Fetal blood sampling to ascertain pH (acidity) was developed in the 1960s with the aim of clarifying uncertain CTG patterns (Greene, 1999, p.641). On the basis of CTG patterns alone, false-positive diagnoses of fetal distress are likely to be made (Greene, 1999, p.645). A meta-analysis demonstrated that without access to fetal blood sampling, women who were monitored continuously experienced a four-fold increase in caesarean section rates compared with intermittent auscultation, with no improvement in fetal outcome (Greene, 1999, p.647). When fetal blood sampling was used in conjunction with continuous monitoring or intermittent auscultation, this rise in caesarean section rates was less marked (Greene, 1999, p.647). It is essential that all forms of fetal monitoring be supplemented by fetal blood sampling where indicated, to reduce unnecessary intervention (Steer, 1999, p.859).
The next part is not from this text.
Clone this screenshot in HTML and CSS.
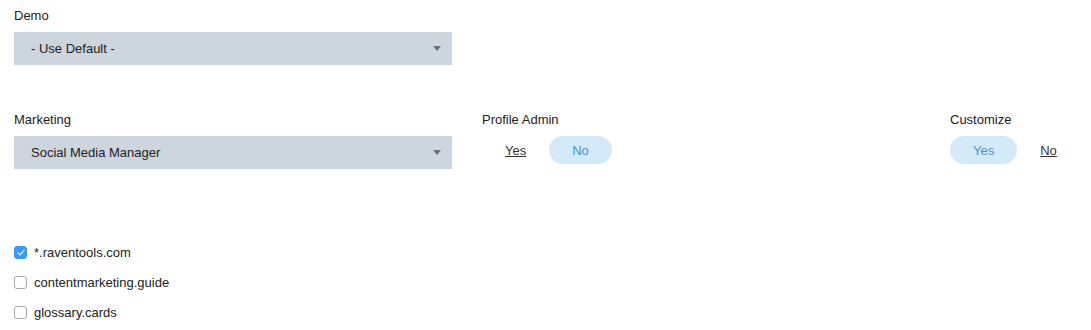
FILE: index.html
```html
<!DOCTYPE html>
<html lang="en">
<head>
    <meta charset="UTF-8">
    <meta name="viewport" content="width=device-width, initial-scale=1.0">
    <title>User Permissions</title>
    <link rel="stylesheet" href="styles.css">
</head>
<body>
    <div class="permissions">
        <div class="row">
            <div class="field">
                <label class="field-label" for="demo">Demo</label>
                <div class="select">
                    <select id="demo">
                        <option>- Use Default -</option>
                    </select>
                </div>
            </div>
        </div>

        <div class="row">
            <div class="field">
                <label class="field-label" for="marketing">Marketing</label>
                <div class="select">
                    <select id="marketing">
                        <option>Social Media Manager</option>
                    </select>
                </div>
            </div>
            <div class="field">
                <span class="field-label">Profile Admin</span>
                <div class="toggle">
                    <button class="toggle-option">Yes</button>
                    <button class="toggle-option active">No</button>
                </div>
            </div>
            <div class="field">
                <span class="field-label">Customize</span>
                <div class="toggle">
                    <button class="toggle-option active">Yes</button>
                    <button class="toggle-option">No</button>
                </div>
            </div>
        </div>

        <ul class="domains">
            <li><label><input type="checkbox" checked> *.raventools.com</label></li>
            <li><label><input type="checkbox"> contentmarketing.guide</label></li>
            <li><label><input type="checkbox"> glossary.cards</label></li>
        </ul>
    </div>
</body>
</html>
```

FILE: styles.css
```css
body {
    margin: 0;
    font-family: "Liberation Sans", Arial, sans-serif;
    font-size: 13px;
    color: #222;
    background: #fff;
}
.permissions {
    padding: 8px 0 0 14px;
}
.row {
    display: grid;
    grid-template-columns: 438px 438px 1fr;
    column-gap: 30px;
    margin-bottom: 47px;
}
.field-label {
    display: block;
    height: 16px;
    line-height: 16px;
    margin-bottom: 8px;
}
.select {
    position: relative;
}
.select select {
    appearance: none;
    -webkit-appearance: none;
    width: 100%;
    height: 33px;
    border: 0;
    border-radius: 0;
    background: #cdd5df;
    padding: 0 30px 0 17px;
    font-family: inherit;
    font-size: 13px;
    color: #222;
    outline: none;
}
.select::after {
    content: "";
    position: absolute;
    right: 11px;
    top: 14px;
    border-left: 4.5px solid transparent;
    border-right: 4.5px solid transparent;
    border-top: 5px solid #707070;
    pointer-events: none;
}
.toggle {
    display: flex;
}
.toggle-option {
    height: 28px;
    padding: 0 23px;
    border: 0;
    border-radius: 14px;
    background: none;
    font-family: inherit;
    font-size: 13px;
    color: #333;
    text-decoration: underline;
    cursor: pointer;
}
.toggle-option.active {
    background: #d4eaf9;
    color: #4a90e2;
    text-decoration: none;
}
.domains {
    list-style: none;
    margin: 68px 0 0;
    padding: 0;
}
.domains li {
    height: 30px;
    display: flex;
    align-items: center;
}
.domains label {
    display: flex;
    align-items: center;
}
.domains input {
    appearance: none;
    -webkit-appearance: none;
    width: 13px;
    height: 13px;
    margin: 0 7px 0 0;
    border: 1px solid #a8a8a8;
    border-radius: 3px;
    background: #fff;
    position: relative;
}
.domains input:checked {
    background: #3b99fc;
    border-color: #3b99fc;
}
.domains input:checked::after {
    content: "";
    position: absolute;
    left: 3.5px;
    top: 1px;
    width: 3px;
    height: 6px;
    border-right: 1.5px solid #fff;
    border-bottom: 1.5px solid #fff;
    transform: rotate(40deg);
}
```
Fetal blood sampling has some disadvantages: it is time-consuming to perform (Steer, 1999, p.859), it is unreliable if performed in the presence of oedema or caput succedaneum, and it can only be performed intermittently (Greene, 1999, p.648). However, when it is indicated it may accurately determine fetal acid-base balance in fetuses suspected of compromise on intermittent auscultation of the heart rate. Therefore, it may either confirm the diagnosis of fetal distress, or reassure care givers of fetal well being. Although it is not part of the midwifery management of fetal monitoring, it is capable of complementing intermittent auscultation in women planning vaginal births after previous caesarean sections, thus increasing the safety of vaginal birth after caesarean section, without increasing intervention rates unnecessarily.

In conclusion, the midwifery management of fetal monitoring in women planning vaginal births after caesarean sections is controversial. Standard practice is to continuously monitor the labour using technology that is known to increase operative delivery rates with no proven benefit. On the basis of a literature review, this paper has presented the available options of fetal monitoring. The evidence suggests that even without access to fetal blood sampling, intermittent auscultation is superior to continuous monitoring in correctly identifying fetuses in need of immediate delivery. In the presence of an abnormal fetal heart rate detected by intermittent auscultation, fetal blood sampling may indicate those fetuses that require immediate delivery, or reassure the midwife of fetal well being. Ultimately, the woman needs to be informed of her options for care, and their relative risks and benefits, as she will be the one to experience and live with the consequences (positive or negative) of labour care. This options paper is only a guide, based on the conflicting literature available at this time. Since we cannot say with 100% certainty that one method of monitoring is superior over another, perhaps midwives could best care for women by providing accurate information that facilitates involvement and choice.